The second choice is to continue to buy imported crude oil at whatever high price, and make sure that you have the money to pay for it. I know I have said this over and over. Yesterday both the Inquirer and the Philippine Star ran headlines about this issue. Since the Philippines is sitting on untapped reserves of at least 100,000 tons of gold, maybe a better headline would have been about the gold price hitting a historic high of nearly $1,460 per ounce. To put that in money terms, there is at least $4 trillion worth of just gold waiting to be extracted from under Philippine rock and soil.

You know, if I had a money tree sitting in my front yard, I would not be thinking or complaining even for one moment about high prices. I would spend all my time making sure that money tree was healthy and productive. But here in the Philippines I think policymakers are, for some reason, afraid to allow the country to become richer.

The present administration is proving to have the worst track record in attracting foreign direct investments. And its policies on mineral extraction are even worse.

From “The Chamber of Mines of the Philippines expects mining investments this year to reach $1 billion, Chamber president Benjamin Philip Romualdez said.” Pardon me if I do not get excited. That $1 billion is only slightly more than what the call-center business generates in one month. If the government had treated the call-center business the way it does the mineral- extraction industry, you would be ordering your Jollibee Chicken Joy delivery by talking to someone in Bangladesh.
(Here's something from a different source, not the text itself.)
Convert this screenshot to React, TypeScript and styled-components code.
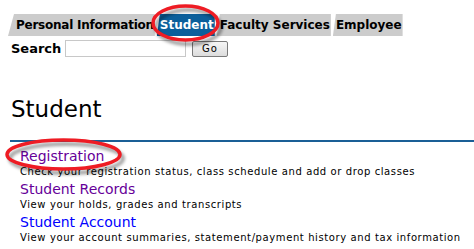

If the current policies continue much longer, the mining industry will be dead in the Philippines. There is a seven- to 10-year lead time before a mine can go into commercial production. Now, companies that complied with all the rules over the last 10 years and are ready to start commercial operation are being told by this government to wait. And the waiting period has been defined as “indefinite.” It is an absolute disgrace and the highest levels of government apparently are clueless about the policies being promulgated by its departments.

The third option for cheaper electricity is to use other indigenous fuel sources like coal. The Philippines here again is sitting on a huge untapped wealth. It is estimated that the Philippines has in excess of 250 million tons of coal. It is not the highest quality of coal available but it works and it is cheaper than crude oil. But the same people who think you can get power from moon rays are fighting coal-power development.

The same people who ride dirty diesel-fueled vehicles to the anticoal rally are also clueless. This, from the high-profile environmental group, the Sierra Club: “Despite the industry’s hype, there’s no such thing as “clean coal.” But new technologies and policies can help reduce coal plants’ deadly emissions, including carbon dioxide, sulfur dioxide, mercury and nitrogen oxides.” Nothing is perfect. Coal-fueled power-generation plants being built today have greater than 90-percent removal of sulfur dioxide, nitrogen dioxide and mercury. If you are going to protest, it might be wise to know some of the information available here in the 21st century.

It is about time, and long overdue, for policymakers to start taking adult responsibility and making adult decisions for the problems that face the Philippines. The latest childish decision is the fuel subsidy for public transportation. This is ridiculous. Crude oil is going to a historic high price. If the government is going to spend P450 million to help jeepney and tricycle drivers when oil is $120 per barrel, how much is the subsidy going to be when crude rises to $180 per barrel?

The purpose of the subsidy is to help avoid the jeepney and tricycle operators having to raise their fares to the commuting public. But all those commuters work for companies that are also faced with rising fuel prices. Is San Miguel Corp. going to get a fuel subsidy to operate its hundreds of vehicles so that it does not need to raise the price of beer?

These are perilous economic times that require competent, thoughtful and comprehensive decision-making. The only questions are: From whom is it going to come? When is it going to happen?